Крестьяне отправлялись за хлебом в города, где их тоже не могли ничем обнадёжить. Местные власти как могли защищали от голода своё население. В городах и рабочих посёлках карточки начали явочным порядком появляться ещё весной 1928 года. С 1 марта 1929 года политбюро утвердило их для всей потребляющей полосы РСФСР, Закавказья, Белоруссии и Украины. Хлеб по специальным заборным книжкам получало только трудовое население.
В Москве и Ленинграде хлебный паёк для рабочих и служащих фабрик и заводов составил 900 граммов в день, для членов их семей, а также для служащих, безработных и прочих трудящихся вместе с семьями — по 500 граммов на человека. В остальных промышленных центрах и фабрично-заводских посёлках нормы составили 600 и 300 граммов соответственно. Свободная продажа хлеба сохранялась, но только из остатков после отоваривания карточек и по двойной цене. Вскоре карточное снабжение охватило и другие продовольственные товары, а затем и промтовары стали распространяться по талонам и ордерам. Всё это была в чистом виде инициатива низовых организаций, поддержанная населением и лишь потом закреплённая решениями властей. В 1931 году была введена всесоюзная карточная система. И коллективизация, как видим, тут совершенно ни при чём.
1927 год нарушил неустойчивое равновесие НЭПа, 1928-й усугубил. Ожесточение зажиточных крестьян усиливало «хлебную войну», ожесточение властей, особенно местных, которые были ближе к линии фронта, делало её непримиримой. Страна стремительно погружалась в комплексный кризис — экономический, социальный, кризис власти и доверия к ней.

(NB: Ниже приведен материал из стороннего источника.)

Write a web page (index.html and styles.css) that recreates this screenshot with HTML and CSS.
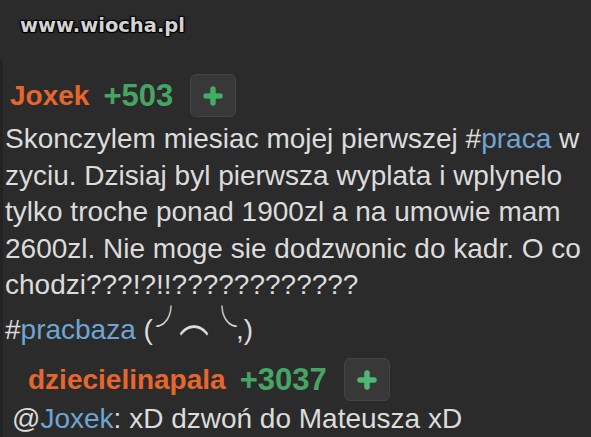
FILE: index.html
```html
<!DOCTYPE html>
<html lang="pl">
<head>
<meta charset="utf-8">
<title>wiocha</title>
<link rel="stylesheet" href="styles.css">
</head>
<body>
<div class="page">
  <div class="site">www.wiocha.pl</div>
  <div class="thread">
    <div class="comment">
      <div class="meta">
        <span class="user">Joxek</span>
        <span class="score">+503</span>
        <span class="plus"><svg viewBox="0 0 20 20" width="20" height="20"><path d="M10 3v14M3 10h14" stroke="#3fae63" stroke-width="5.5" stroke-linecap="round"/></svg></span>
      </div>
      <div class="text">Skonczylem miesiac mojej pierwszej #<span class="tag">praca</span> w<br>zyciu. Dzisiaj byl pierwsza wyplata i wplynelo<br>tylko troche ponad 1900zl a na umowie mam<br>2600zl. Nie moge sie dodzwonic do kadr. O co<br>chodzi???!?!!????????????<br><span class="last">#<span class="tag">pracbaza</span> (<span class="kao kao-l">╯</span><span class="kao-arc">︵</span><span class="kao">╰</span>,)</span></div>
    </div>
    <div class="comment reply">
      <div class="meta">
        <span class="user">dziecielinapala</span>
        <span class="score">+3037</span>
        <span class="plus"><svg viewBox="0 0 20 20" width="20" height="20"><path d="M10 3v14M3 10h14" stroke="#4fb774" stroke-width="5.5" stroke-linecap="round"/></svg></span>
      </div>
      <div class="text">@<span class="tag">Joxek</span>: xD dzwoń do Mateusza xD</div>
    </div>
  </div>
</div>
</body>
</html>
```
FILE: styles.css
```css
html, body {
  margin: 0;
  padding: 0;
  background: #2b2b2b;
}
.page {
  width: 591px;
  height: 437px;
  overflow: hidden;
  font-family: "Liberation Sans", Arial, sans-serif;
  color: #dcdcdc;
}
.site {
  height: 60px;
  padding: 14px 0 0 20px;
  box-sizing: border-box;
  font-family: "DejaVu Sans", sans-serif;
  font-weight: bold;
  font-size: 19.5px;
  color: #d2d2d2;
  text-shadow: 0 0 2px #000, 1px 1px 1px #000, -1px -1px 1px #000, 1px -1px 1px #000, -1px 1px 1px #000;
}
.thread {
  border-left: 3px solid #232323;
  padding-top: 14px;
}
.comment {
  padding-left: 2px;
}
.meta {
  display: flex;
  align-items: center;
  gap: 14px;
  height: 43px;
  padding-left: 5px;
}
.user {
  color: #e6662e;
  font-weight: bold;
  font-size: 28px;
}
.score {
  color: #47a564;
  font-weight: bold;
  font-size: 31px;
  margin-right: 3px;
}
.plus {
  width: 44px;
  height: 41px;
  border: 1px solid #444;
  border-radius: 6px;
  background: #383838;
  display: flex;
  align-items: center;
  justify-content: center;
}
.text {
  font-size: 28px;
  line-height: 36.5px;
  white-space: nowrap;
  margin-top: 4px;
}
.last {
  display: inline-block;
  margin-top: 2px;
}
.kao {
  display: inline-block;
  font-family: "Noto Sans CJK JP", sans-serif;
  font-weight: 400;
  font-size: 28px;
  vertical-align: 3px;
  transform: translateY(1px) scale(1.05, 1.45);
}
.kao-l {
  margin-left: 4px;
}
.kao-arc {
  display: inline-block;
  font-family: "Noto Sans CJK JP", sans-serif;
  font-weight: 400;
  transform: translateY(-10px) scale(1.05, 1.4);
  vertical-align: 2px;
  margin: 0 0 0 -5px;
}
.tag {
  color: #6ea5d4;
}
.reply {
  margin-top: 10px;
}
.reply .meta {
  padding-left: 23px;
}
.reply .text {
  padding-left: 7px;
  margin-top: 0;
}
```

В такой обстановке СССР встречал лето 1929 года.
Как бы то ни было, власть объявила и подтвердила курс на коллективизацию, но чрезвычайно умеренную и аккуратную. И ведь что интересно — именно по этому плану всё и шло!
Какими были эти первые, ещё добровольные колхозы?
Во-первых, по-настоящему бедняцкими объединениями. Середняк в них не рвался, но с середняком можно было и обождать, не в нём проблема…
«Жизнь в колхозах чаще не лучше, а хуже крестьянской: работа от зари до зари, а всё без толку — хлеб да вода. Отношение к делу скверное — как-нибудь сойдёт. Производительность никуда не годится. Идут в них больше, кому совершенно деваться некуда: попадаются и пьяницы, лодыри, которым негде жить…
В целом по стране на 1 июля 1929 года насчитывалось 57045 колхозов, объединявших 1007,7 тыс.